As a parent of a child that went into PCS as a kindergartner in 2002 and graduated from it, I would like to express my support for its expansion.
PCS was a great educational experience for our daughter. An impish naughty handful when little, she was nurtured by the excellent teachers there to become a thoughtful person, and extremely well prepared for the challenges of high school. She attended PHS, and went on to attend Princeton University. We credit PCS for instilling the right academic habits and inspiring intellectual curiosity, and PHS for providing the additional challenge and social maturity.
When we had enrolled her in PCS kindergarten, we did so because we had been hearing anecdotal comments from parents of older children that they chose PCS to avoid John Witherspoon middle school, which, in the early 2000’s was, supposedly, not as strong in academics as PCS. Over the years, the grapevine script has changed: we have been hearing how wonderful JW is, which means that the competition from PCS must have facilitated changes that improved its quality dramatically. I believe that competition is a good thing. It keeps PCS on its toes, because its charter gets renewed only if it provides education at least as good as the district schools, and it keeps those schools on their toes as well. It also instills an ethic of constant improvement, which only serves our student population better.

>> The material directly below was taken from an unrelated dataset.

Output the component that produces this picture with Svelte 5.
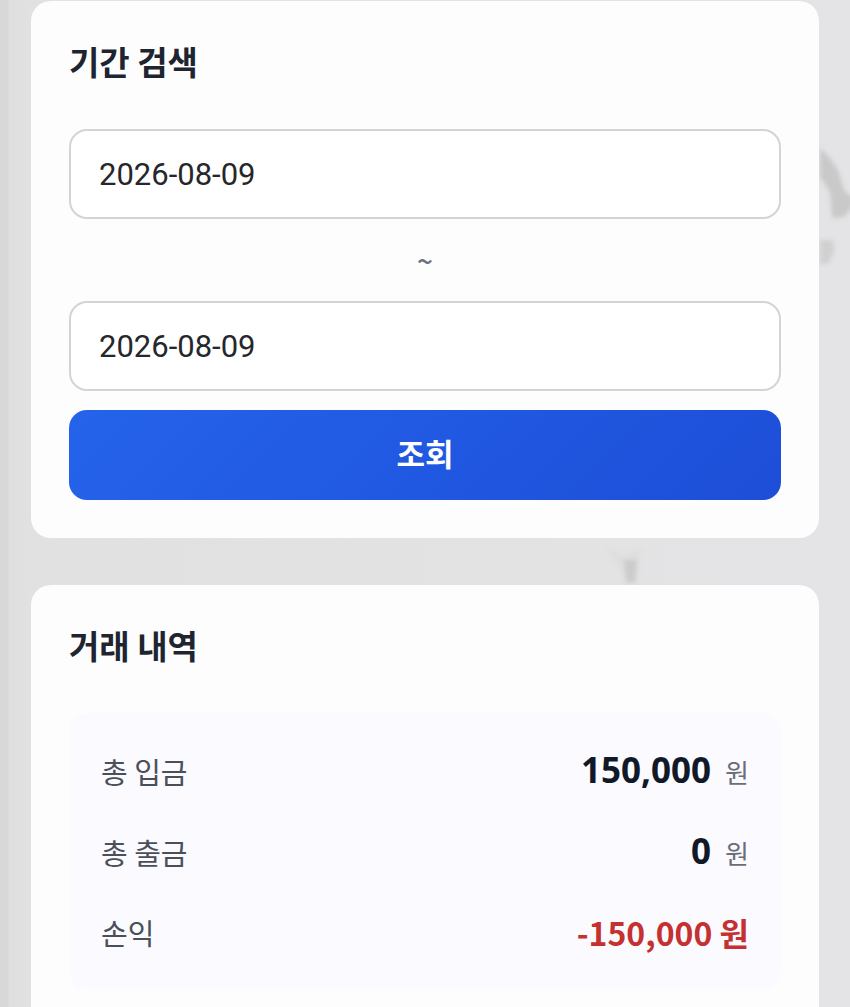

While our daughter was a student there, PCS received a “Blue Ribbon” award, as part of the “No Child Left Behind” act. I was proud as a parent, because this meant that the school did not cherry-pick the students, but instead worked with the students it had, and was able with its more limited resources to improve the academic skills of its most disadvantaged students, more than other schools in the area.
PCS is ready to accept the challenge of educating more disadvantaged students by changing its charter to a weighted admission lottery, which would favor them substantially. I would like to ask for your support and the support of the entire Princeton community in this challenge. It is a noble challenge, in the spirit of a cooperative competition, and it is something open-minded Princeton citizens should embrace.